┏━━

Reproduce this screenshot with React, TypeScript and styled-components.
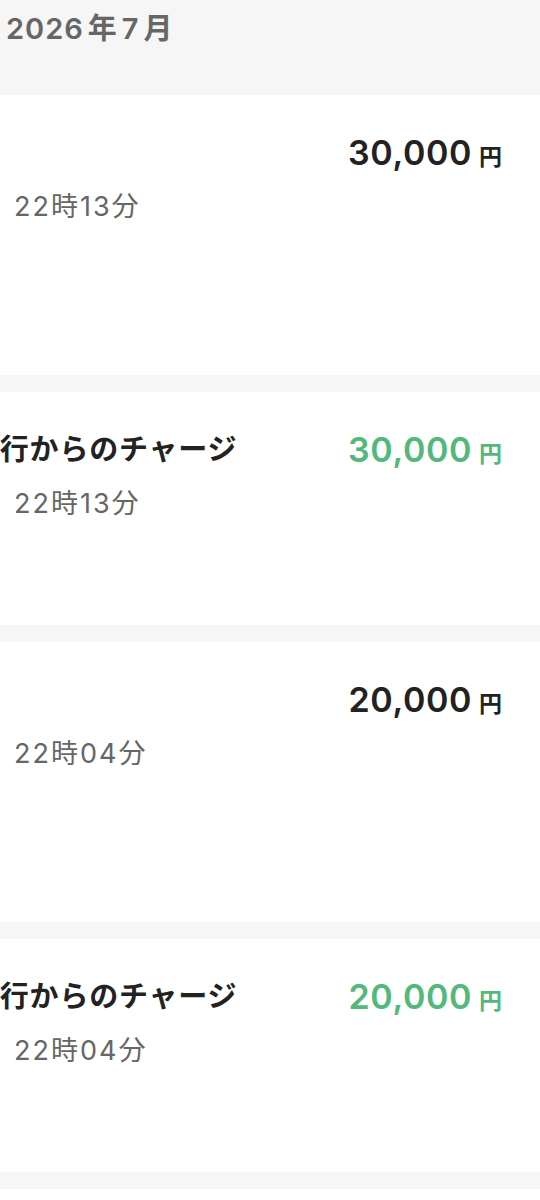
import styled, { createGlobalStyle } from 'styled-components'

const GlobalStyle = createGlobalStyle`
    html, body {
        margin: 0;
        padding: 0;
        background: #f6f6f6;
    }
    body {
        font-family: Inter, "Noto Sans CJK JP", sans-serif;
        -webkit-font-smoothing: antialiased;
    }
`

const Page = styled.div`
    width: 540px;
    min-height: 1200px;
    background: #f6f6f6;
    overflow: hidden;
`

const MonthHeader = styled.h2`
    margin: 0;
    height: 95px;
    box-sizing: border-box;
    padding: 11px 0 0 6px;
    font-size: 29px;
    line-height: 36px;
    font-weight: 600;
    color: #666;
    letter-spacing: 1px;
`

const Unit = styled.span`
    margin: 0 4px;
`

const List = styled.ul`
    list-style: none;
    margin: 0;
    padding: 0;
    display: flex;
    flex-direction: column;
    gap: 17px;
`

const Card = styled.li<{ $tall?: boolean }>`
    background: #fff;
    min-height: ${(p) => (p.$tall ? 280 : 233)}px;
    box-sizing: border-box;
    padding: 40px 38px 0 0;
    overflow: hidden;
    display: flex;
    justify-content: space-between;
    align-items: flex-start;
`

const Info = styled.div`
    margin-left: -30px;
    display: flex;
    flex-direction: column;
    min-width: 0;
`

const Title = styled.div`
    min-height: 36px;
    font-size: 29px;
    line-height: 36px;
    font-weight: 700;
    color: #222;
    letter-spacing: 0.8px;
    white-space: nowrap;
`

const Meta = styled.div`
    margin-top: 20px;
    margin-left: -27px;
    display: flex;
    gap: 11px;
    font-size: 27px;
    line-height: 32px;
    color: #666;
    letter-spacing: 2px;
    white-space: nowrap;
`

const DateLabel = styled.span`
    width: 60px;
    display: flex;
    justify-content: flex-end;
`

const Amount = styled.div<{ $income?: boolean }>`
    font-size: 34px;
    line-height: 36px;
    font-weight: 600;
    letter-spacing: 0.6px;
    color: ${(p) => (p.$income ? '#52b87c' : '#222')};
    white-space: nowrap;
`

const Yen = styled.span`
    margin-left: 7px;
    font-size: 23px;
    letter-spacing: 0;
`

type Entry = {
    title: string;
    date: string;
    time: string;
    amount: string;
    income: boolean;
    tall: boolean;
}

const entries: Entry[] = [
    { title: '', date: '11日', time: '22時13分', amount: '30,000', income: false, tall: true },
    { title: '銀行からのチャージ', date: '11日', time: '22時13分', amount: '30,000', income: true, tall: false },
    { title: '', date: '11日', time: '22時04分', amount: '20,000', income: false, tall: true },
    { title: '銀行からのチャージ', date: '11日', time: '22時04分', amount: '20,000', income: true, tall: false },
    { title: '', date: '10日', time: '18時42分', amount: '5,000', income: false, tall: true },
]

export default function App() {
    return (
        <>
            <GlobalStyle />
            <Page>
                <MonthHeader>
                    2026<Unit>年</Unit>7<Unit>月</Unit>
                </MonthHeader>
                <List>
                    {entries.map((e, i) => (
                        <Card key={i} $tall={e.tall}>
                            <Info>
                                <Title>{e.title}</Title>
                                <Meta>
                                    <DateLabel>{e.date}</DateLabel>
                                    <span>{e.time}</span>
                                </Meta>
                            </Info>
                            <Amount $income={e.income}>
                                {e.amount}
                                <Yen>円</Yen>
                            </Amount>
                        </Card>
                    ))}
                </List>
            </Page>
        </>
    )
}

┗━━

**What is needed:**
Quote all the lines above exactly as given. Do not include the pictures.

**Exercise response:**
Reproduce this screenshot with React, TypeScript and styled-components.
import styled, { createGlobalStyle } from 'styled-components'

const GlobalStyle = createGlobalStyle`
    html, body {
        margin: 0;
        padding: 0;
        background: #f6f6f6;
    }
    body {
        font-family: Inter, "Noto Sans CJK JP", sans-serif;
        -webkit-font-smoothing: antialiased;
    }
`

const Page = styled.div`
    width: 540px;
    min-height: 1200px;
    background: #f6f6f6;
    overflow: hidden;
`

const MonthHeader = styled.h2`
    margin: 0;
    height: 95px;
    box-sizing: border-box;
    padding: 11px 0 0 6px;
    font-size: 29px;
    line-height: 36px;
    font-weight: 600;
    color: #666;
    letter-spacing: 1px;
`

const Unit = styled.span`
    margin: 0 4px;
`

const List = styled.ul`
    list-style: none;
    margin: 0;
    padding: 0;
    display: flex;
    flex-direction: column;
    gap: 17px;
`

const Card = styled.li<{ $tall?: boolean }>`
    background: #fff;
    min-height: ${(p) => (p.$tall ? 280 : 233)}px;
    box-sizing: border-box;
    padding: 40px 38px 0 0;
    overflow: hidden;
    display: flex;
    justify-content: space-between;
    align-items: flex-start;
`

const Info = styled.div`
    margin-left: -30px;
    display: flex;
    flex-direction: column;
    min-width: 0;
`

const Title = styled.div`
    min-height: 36px;
    font-size: 29px;
    line-height: 36px;
    font-weight: 700;
    color: #222;
    letter-spacing: 0.8px;
    white-space: nowrap;
`

const Meta = styled.div`
    margin-top: 20px;
    margin-left: -27px;
    display: flex;
    gap: 11px;
    font-size: 27px;
    line-height: 32px;
    color: #666;
    letter-spacing: 2px;
    white-space: nowrap;
`

const DateLabel = styled.span`
    width: 60px;
    display: flex;
    justify-content: flex-end;
`

const Amount = styled.div<{ $income?: boolean }>`
    font-size: 34px;
    line-height: 36px;
    font-weight: 600;
    letter-spacing: 0.6px;
    color: ${(p) => (p.$income ? '#52b87c' : '#222')};
    white-space: nowrap;
`

const Yen = styled.span`
    margin-left: 7px;
    font-size: 23px;
    letter-spacing: 0;
`

type Entry = {
    title: string;
    date: string;
    time: string;
    amount: string;
    income: boolean;
    tall: boolean;
}

const entries: Entry[] = [
    { title: '', date: '11日', time: '22時13分', amount: '30,000', income: false, tall: true },
    { title: '銀行からのチャージ', date: '11日', time: '22時13分', amount: '30,000', income: true, tall: false },
    { title: '', date: '11日', time: '22時04分', amount: '20,000', income: false, tall: true },
    { title: '銀行からのチャージ', date: '11日', time: '22時04分', amount: '20,000', income: true, tall: false },
    { title: '', date: '10日', time: '18時42分', amount: '5,000', income: false, tall: true },
]

export default function App() {
    return (
        <>
            <GlobalStyle />
            <Page>
                <MonthHeader>
                    2026<Unit>年</Unit>7<Unit>月</Unit>
                </MonthHeader>
                <List>
                    {entries.map((e, i) => (
                        <Card key={i} $tall={e.tall}>
                            <Info>
                                <Title>{e.title}</Title>
                                <Meta>
                                    <DateLabel>{e.date}</DateLabel>
                                    <span>{e.time}</span>
                                </Meta>
                            </Info>
                            <Amount $income={e.income}>
                                {e.amount}
                                <Yen>円</Yen>
                            </Amount>
                        </Card>
                    ))}
                </List>
            </Page>
        </>
    )
}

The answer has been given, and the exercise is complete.